Depuis 10 ans, les étudiants de deuxième année en architecture se retrouvent deux jours dans la forêt de Brumath pour y créer des installations éphémères, faites de branches, feuilles et ficelles. Un exercice grandeur nature pour aiguiser son regard, stimuler sa créativité et confronter ses idées à la réalité du terrain et de la matière…

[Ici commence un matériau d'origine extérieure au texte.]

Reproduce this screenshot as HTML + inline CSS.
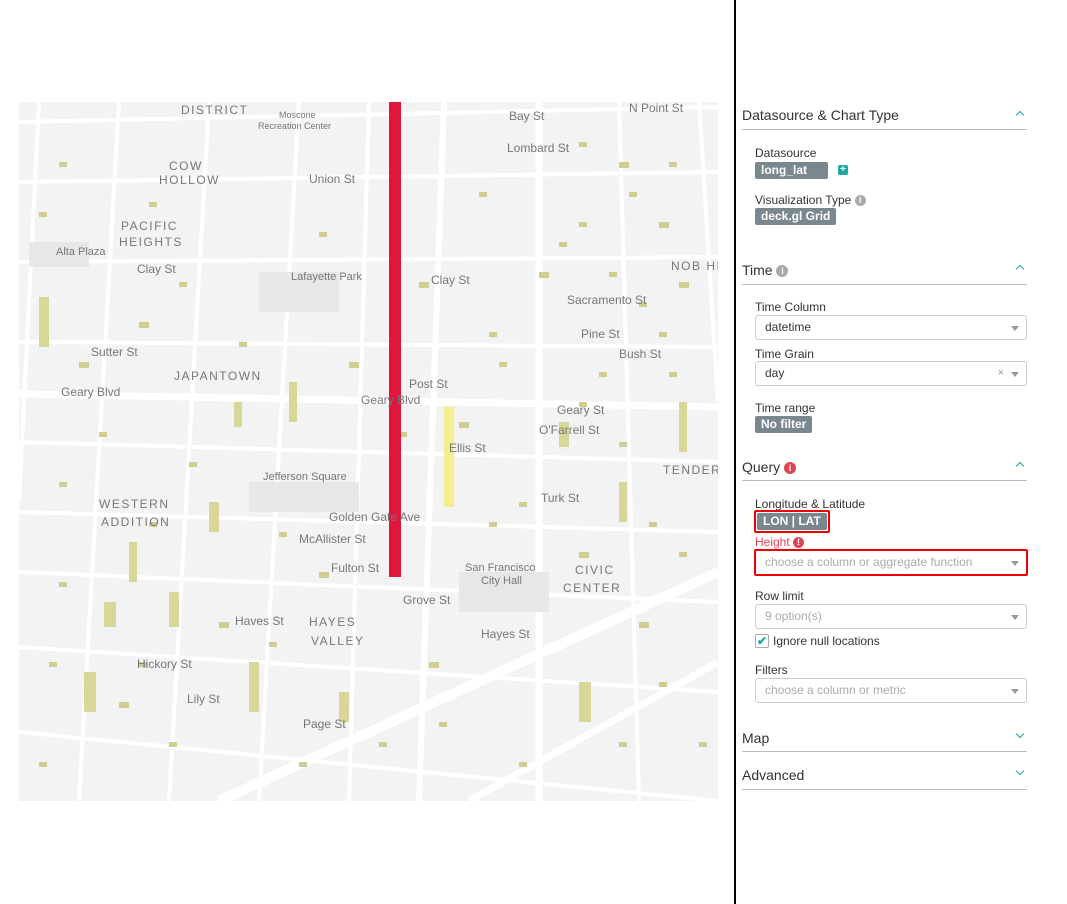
<!DOCTYPE html>
<html><head><meta charset="utf-8"><style>
body{margin:0;width:1067px;height:904px;background:#fff;position:relative;overflow:hidden;font-family:"Liberation Sans",sans-serif;color:#333}
.abs{position:absolute}
.vline{left:734px;top:0;width:2px;height:904px;background:#000}
.hd{left:742px;font-size:14px;color:#333}
.hr{left:742px;width:285px;height:1px;background:#bbb}
.chev{left:1017px;width:5px;height:5px;border-left:1.5px solid #1fa8a0;border-top:1.5px solid #1fa8a0}
.up{transform:rotate(45deg)}
.dn{transform:rotate(225deg)}
.lbl{left:755px;font-size:12px;color:#333}
.tag{background:#7b878f;color:#fff;font-size:12px;font-weight:bold;padding:1px 6px;border-radius:2px;height:15px;line-height:15px}
.sel{left:755px;width:270px;height:23px;border:1px solid #ccc;border-radius:3px;font-size:12px;line-height:23px;text-indent:9px;box-sizing:content-box}
.car{position:absolute;right:7px;top:10px;border-left:4px solid transparent;border-right:4px solid transparent;border-top:5px solid #999}
.ph{color:#aaa}
.info{display:inline-block;width:11px;height:11px;border-radius:50%;background:#aaa;color:#fff;font-size:9px;line-height:11px;text-align:center;font-weight:bold;vertical-align:1px}
</style></head><body>
<svg class="abs" style="left:19px;top:102px" width="699" height="699" viewBox="0 0 699 699">
<rect width="699" height="699" fill="#f3f3f3"/>
<g stroke="#fff" stroke-width="4" fill="none">
<path d="M0 20 L699 5"/><path d="M0 80 L699 70"/><path d="M0 160 L699 155"/><path d="M0 240 L699 245"/>
<path d="M0 292 L699 305" stroke-width="7"/><path d="M0 340 L699 360"/><path d="M0 410 L699 430"/><path d="M0 470 L699 500"/>
<path d="M0 545 L699 590"/><path d="M0 630 L699 699"/>
<path d="M20 0 L0 400"/><path d="M100 0 L60 699"/><path d="M190 0 L150 699"/><path d="M280 0 L240 699"/>
<path d="M350 0 L330 699"/><path d="M425 0 L400 699" stroke-width="6"/><path d="M520 0 L520 699" stroke-width="7"/>
<path d="M600 0 L620 699"/><path d="M680 0 L699 300"/>
<path d="M200 699 L699 470" stroke-width="10"/><path d="M450 699 L699 560" stroke-width="7"/>
</g>
<g fill="#e7e7e7"><rect x="240" y="170" width="80" height="40"/><rect x="230" y="380" width="110" height="30"/><rect x="10" y="140" width="60" height="25"/><rect x="440" y="470" width="90" height="40"/></g>
<g fill="#d9d69a">
<rect x="20" y="195" width="10" height="50"/><rect x="270" y="280" width="8" height="40"/><rect x="215" y="300" width="8" height="25"/><rect x="110" y="440" width="8" height="40"/>
<rect x="190" y="400" width="10" height="30"/><rect x="85" y="500" width="12" height="25"/><rect x="150" y="490" width="10" height="35"/>
<rect x="230" y="560" width="10" height="50"/><rect x="65" y="570" width="12" height="40"/><rect x="600" y="380" width="8" height="40"/><rect x="540" y="320" width="10" height="25"/>
<rect x="660" y="300" width="8" height="50"/><rect x="560" y="580" width="12" height="40"/><rect x="320" y="590" width="10" height="30"/>
</g>
<g fill="#cfcd92">
<rect x="40" y="60" width="8" height="5"/><rect x="130" y="100" width="8" height="5"/><rect x="300" y="130" width="8" height="5"/><rect x="460" y="90" width="8" height="5"/><rect x="560" y="120" width="8" height="5"/><rect x="620" y="200" width="8" height="5"/><rect x="470" y="230" width="8" height="5"/><rect x="580" y="270" width="8" height="5"/><rect x="80" y="330" width="8" height="5"/><rect x="170" y="360" width="8" height="5"/><rect x="380" y="330" width="8" height="5"/><rect x="500" y="400" width="8" height="5"/><rect x="630" y="420" width="8" height="5"/><rect x="40" y="480" width="8" height="5"/><rect x="250" y="540" width="8" height="5"/><rect x="360" y="640" width="8" height="5"/><rect x="500" y="660" width="8" height="5"/><rect x="150" y="640" width="8" height="5"/><rect x="640" y="580" width="8" height="5"/><rect x="20" y="660" width="8" height="5"/>
<rect x="600" y="60" width="10" height="6"/><rect x="640" y="120" width="10" height="6"/><rect x="660" y="180" width="10" height="6"/><rect x="520" y="170" width="10" height="6"/><rect x="400" y="180" width="10" height="6"/><rect x="120" y="220" width="10" height="6"/><rect x="60" y="260" width="10" height="6"/><rect x="330" y="260" width="10" height="6"/><rect x="440" y="320" width="10" height="6"/><rect x="560" y="450" width="10" height="6"/><rect x="620" y="520" width="10" height="6"/><rect x="300" y="470" width="10" height="6"/><rect x="200" y="520" width="10" height="6"/><rect x="100" y="600" width="10" height="6"/><rect x="410" y="560" width="10" height="6"/>
<rect x="560" y="40" width="8" height="5"/><rect x="610" y="90" width="8" height="5"/><rect x="650" y="60" width="8" height="5"/><rect x="540" y="140" width="8" height="5"/><rect x="590" y="170" width="8" height="5"/><rect x="640" y="230" width="8" height="5"/><rect x="480" y="260" width="8" height="5"/><rect x="560" y="300" width="8" height="5"/><rect x="650" y="270" width="8" height="5"/><rect x="600" y="340" width="8" height="5"/><rect x="470" y="420" width="8" height="5"/><rect x="660" y="450" width="8" height="5"/><rect x="20" y="110" width="8" height="5"/><rect x="160" y="180" width="8" height="5"/><rect x="220" y="240" width="8" height="5"/><rect x="40" y="380" width="8" height="5"/><rect x="130" y="420" width="8" height="5"/><rect x="260" y="430" width="8" height="5"/><rect x="30" y="560" width="8" height="5"/><rect x="120" y="560" width="8" height="5"/><rect x="280" y="660" width="8" height="5"/><rect x="420" y="620" width="8" height="5"/><rect x="600" y="640" width="8" height="5"/><rect x="680" y="640" width="8" height="5"/>
</g>
<rect x="425" y="305" width="10" height="100" fill="#f3ee8e"/>
<rect x="370" y="0" width="12" height="475" fill="#e0163c"/>
<g font-size="12" fill="#777" font-family="Liberation Sans,sans-serif">
<text x="162" y="12" letter-spacing="1.5">DISTRICT</text><text x="260" y="16" font-size="9">Moscone</text><text x="239" y="27" font-size="9">Recreation Center</text>
<text x="490" y="18">Bay St</text><text x="610" y="10">N Point St</text><text x="488" y="50">Lombard St</text><text x="290" y="81">Union St</text>
<text x="150" y="68" letter-spacing="1.5">COW</text><text x="140" y="82" letter-spacing="1.5">HOLLOW</text>
<text x="102" y="128" letter-spacing="1.5">PACIFIC</text><text x="100" y="144" letter-spacing="1.5">HEIGHTS</text>
<text x="37" y="153" font-size="11">Alta Plaza</text><text x="118" y="171">Clay St</text><text x="272" y="178" font-size="11">Lafayette Park</text>
<text x="412" y="182">Clay St</text><text x="548" y="202">Sacramento St</text><text x="562" y="236">Pine St</text><text x="600" y="256">Bush St</text>
<text x="652" y="168" letter-spacing="1.5">NOB HILL</text><text x="72" y="254">Sutter St</text><text x="155" y="278" letter-spacing="1.5">JAPANTOWN</text>
<text x="390" y="286">Post St</text><text x="42" y="294">Geary Blvd</text><text x="342" y="302">Geary Blvd</text><text x="538" y="312">Geary St</text>
<text x="520" y="332">O'Farrell St</text><text x="430" y="350">Ellis St</text><text x="244" y="378" font-size="11">Jefferson Square</text>
<text x="644" y="372" letter-spacing="1.5">TENDER</text><text x="80" y="406" letter-spacing="1.5">WESTERN</text><text x="82" y="424" letter-spacing="1.5">ADDITION</text>
<text x="522" y="400">Turk St</text><text x="310" y="419">Golden Gate Ave</text><text x="280" y="441">McAllister St</text>
<text x="446" y="469" font-size="11">San Francisco</text><text x="462" y="482" font-size="11">City Hall</text>
<text x="556" y="472" letter-spacing="1.5">CIVIC</text><text x="544" y="490" letter-spacing="1.5">CENTER</text>
<text x="312" y="470">Fulton St</text><text x="384" y="502">Grove St</text><text x="216" y="523">Haves St</text><text x="462" y="536">Hayes St</text>
<text x="290" y="524" letter-spacing="1.5">HAYES</text><text x="292" y="543" letter-spacing="1.5">VALLEY</text>
<text x="118" y="566">Hickory St</text><text x="168" y="601">Lily St</text><text x="284" y="626">Page St</text>
</g>
</svg>
<div class="abs vline"></div>

<div class="abs hd" style="top:107px">Datasource &amp; Chart Type</div>
<div class="abs chev up" style="top:112px"></div>
<div class="abs hr" style="top:129px"></div>
<div class="abs lbl" style="top:146px">Datasource</div>
<div class="abs tag" style="left:755px;top:162px;width:61px">long_lat <span style="font-weight:normal;margin-left:6px">⌄</span></div>
<div class="abs" style="left:838px;top:165px;width:10px;height:10px;background:#1fa8a0;border-radius:2px;color:#fff;font-size:10px;line-height:10px;text-align:center;font-weight:bold">+</div>
<div class="abs lbl" style="top:193px">Visualization Type <span class="info">i</span></div>
<div class="abs tag" style="left:755px;top:208px">deck.gl Grid</div>

<div class="abs hd" style="top:262px">Time <span class="info" style="width:12px;height:12px;line-height:12px">i</span></div>
<div class="abs chev up" style="top:266px"></div>
<div class="abs hr" style="top:284px"></div>
<div class="abs lbl" style="top:300px">Time Column</div>
<div class="abs sel" style="top:315px">datetime<div class="car"></div></div>
<div class="abs lbl" style="top:347px">Time Grain</div>
<div class="abs sel" style="top:361px">day<span style="position:absolute;right:22px;color:#999;font-size:11px">×</span><div class="car"></div></div>
<div class="abs lbl" style="top:401px">Time range</div>
<div class="abs tag" style="left:755px;top:416px">No filter</div>

<div class="abs hd" style="top:459px">Query <span class="info" style="background:#e04355;width:12px;height:12px;line-height:12px">i</span></div>
<div class="abs chev up" style="top:463px"></div>
<div class="abs hr" style="top:480px"></div>
<div class="abs lbl" style="top:497px">Longitude &amp; Latitude</div>
<div class="abs" style="left:754px;top:510px;border:2px solid #e00;border-radius:2px;padding:1px"><div class="tag">LON | LAT</div></div>
<div class="abs lbl" style="top:535px;color:#e04355">Height <span class="info" style="background:#e04355">!</span></div>
<div class="abs sel ph" style="top:549px;left:754px;width:270px;border:2px solid #e00;border-radius:2px">choose a column or aggregate function<div class="car"></div></div>
<div class="abs lbl" style="top:589px">Row limit</div>
<div class="abs sel ph" style="top:604px">9 option(s)<div class="car"></div></div>
<div class="abs" style="left:755px;top:634px;width:12px;height:12px;border:1px solid #aaa;border-radius:2px;color:#1fa8a0;font-size:12px;line-height:12px;text-align:center;font-weight:bold">✔</div>
<div class="abs lbl" style="left:773px;top:634px">Ignore null locations</div>
<div class="abs lbl" style="top:663px">Filters</div>
<div class="abs sel ph" style="top:678px">choose a column or metric<div class="car"></div></div>

<div class="abs hd" style="top:730px">Map</div>
<div class="abs chev dn" style="top:731px"></div>
<div class="abs hr" style="top:751px"></div>
<div class="abs hd" style="top:767px">Advanced</div>
<div class="abs chev dn" style="top:768px"></div>
<div class="abs hr" style="top:789px"></div>
</body></html>
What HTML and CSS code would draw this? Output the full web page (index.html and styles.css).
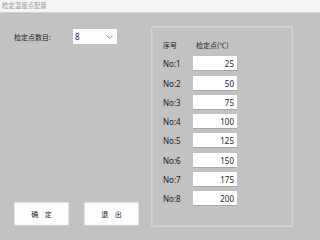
FILE: index.html
```html
<!DOCTYPE html>
<html lang="zh">
<head>
<meta charset="utf-8">
<link rel="stylesheet" href="styles.css">
</head>
<body>
<div class="window">
  <div class="titlebar">检定温度点配置</div>
  <div class="main">
    <div class="left">
      <div class="count-row">
        <span class="label cjk">检定点数目:</span>
        <div class="select">
          <span class="select-val">8</span>
          <svg class="chev" width="7" height="4" viewBox="0 0 7 4"><path d="M0.5 0.5 L3.5 3.3 L6.5 0.5" fill="none" stroke="#8a8a8a" stroke-width="0.9"/></svg>
        </div>
      </div>
      <div class="buttons">
        <button class="btn cjk">确&nbsp;&nbsp;&nbsp;&nbsp;定</button>
        <button class="btn cjk">退&nbsp;&nbsp;&nbsp;&nbsp;出</button>
      </div>
    </div>
    <div class="group">
      <div class="grid">
        <div class="hdr cjk">序号</div>
        <div class="hdr hdr2 cjk">检定点(℃)</div>
        <div class="no">No:1</div><div class="inp">25</div>
        <div class="no">No:2</div><div class="inp">50</div>
        <div class="no">No:3</div><div class="inp">75</div>
        <div class="no">No:4</div><div class="inp">100</div>
        <div class="no">No:5</div><div class="inp">125</div>
        <div class="no">No:6</div><div class="inp">150</div>
        <div class="no">No:7</div><div class="inp">175</div>
        <div class="no">No:8</div><div class="inp">200</div>
      </div>
    </div>
  </div>
</div>
</body>
</html>
```
FILE: styles.css
```css
html, body {
  margin: 0;
  padding: 0;
  background: #c2c2c2;
}
body {
  height: 238px;
  font-family: "Noto Sans", "Noto Sans CJK SC", sans-serif;
  font-size: 8px;
  color: #1e1e1e;
  overflow: hidden;
}
.window {
  display: flex;
  flex-direction: column;
  height: 238px;
}
.cjk {
  font-family: "Noto Sans CJK SC", sans-serif;
  font-size: 7px;
}
.titlebar {
  box-sizing: border-box;
  height: 13px;
  line-height: 12px;
  background: #f4f4f4;
  border-bottom: 1px solid #d4d4d4;
  color: #9a9a9a;
  font-family: "Noto Sans CJK SC", sans-serif;
  font-size: 6.4px;
  padding-left: 2px;
}
.main {
  flex: 1;
  display: flex;
  padding-top: 13px;
}
.left {
  width: 137px;
  padding-left: 14px;
  display: flex;
  flex-direction: column;
  justify-content: space-between;
  padding-bottom: 12px;
}
.count-row {
  display: flex;
  align-items: center;
  margin-top: 3px;
  height: 15px;
}
.label {
  width: 59px;
  color: #1e1e1e;
}
.select {
  width: 44px;
  height: 15px;
  background: #fdfdfd;
  box-sizing: border-box;
  display: flex;
  align-items: center;
  justify-content: space-between;
  padding: 0 4px 0 2px;
}
.select-val {
  font-size: 8px;
  color: #1e1e1e;
}
.chev {
  display: block;
}
.buttons {
  display: flex;
  gap: 15px;
}
.btn {
  width: 55px;
  height: 24px;
  background: #fdfdfd;
  border: 1px solid #e4e4e4;
  border-bottom-color: #cfcfcf;
  border-radius: 2px;
  color: #1e1e1e;
  padding: 0;
  margin: 0;
  font-size: 7px;
  line-height: 22px;
}
.group {
  width: 142px;
  height: 201px;
  box-sizing: border-box;
  border: 1px solid #d6d6d6;
  border-radius: 2px;
  box-shadow: inset 0 0 0 1px #cbcbcb;
  padding: 10px 0 0 11px;
}
.grid {
  display: grid;
  grid-template-columns: 30px 44px;
  grid-auto-rows: 15px;
  row-gap: 4.3px;
  align-items: center;
}
.hdr {
  line-height: 10px;
}
.hdr2 {
  padding-left: 3px;
}
.no {
  font-size: 8px;
  color: #1e1e1e;
}
.inp {
  height: 15px;
  line-height: 15px;
  background: #ffffff;
  border-bottom: 1px solid #a9a9a9;
  box-sizing: border-box;
  text-align: right;
  padding-right: 3px;
  font-size: 8px;
  color: #1e1e1e;
}
```
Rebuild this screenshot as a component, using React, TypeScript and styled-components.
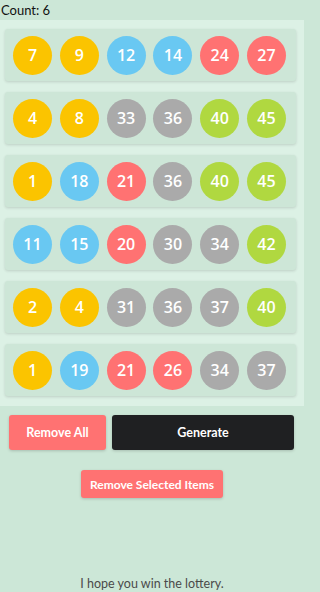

Attirés par un pin singulier et l’espace vierge qui l’entourait, Marianne, Alexia et Gwennolé ont imaginé une alcôve tapissée de mousse, surmontée d’un baldaquin de branches pour créer un espace de repos accueillant pour les promeneurs. Sa forme triangulaire a été guidée par le lieu : trois arbres solides auxquels le suspendre. « Ce sont les caractéristiques du lieu qui donnent les idées, guident le projet. Il ne pourrait pas être ailleurs » expliquent les étudiants.
Révèle, cache ou valorise
Pour Anke Vrijs, artiste et enseignante en art à l’INSA Strasbourg, l’un des objectifs pédagogiques de cet atelier est d’apprendre à regarder. D’où la consigne de départ : promenez-vous, repérez un endroit qui vous interpelle, vous parle, et imaginez une intervention sensible qui révèle, cache ou met en valeur un aspect du sentier. « Un rayon de lumière, une ouverture sur le ciel, une densité particulière, un arbre tombé, un monticule ou une percée dans la forêt peuvent être source d’inspiration ». L’atelier est inscrit au programme des Journées de l’Architecture, dont le thème « Ensemble » devient également celui de leurs installations.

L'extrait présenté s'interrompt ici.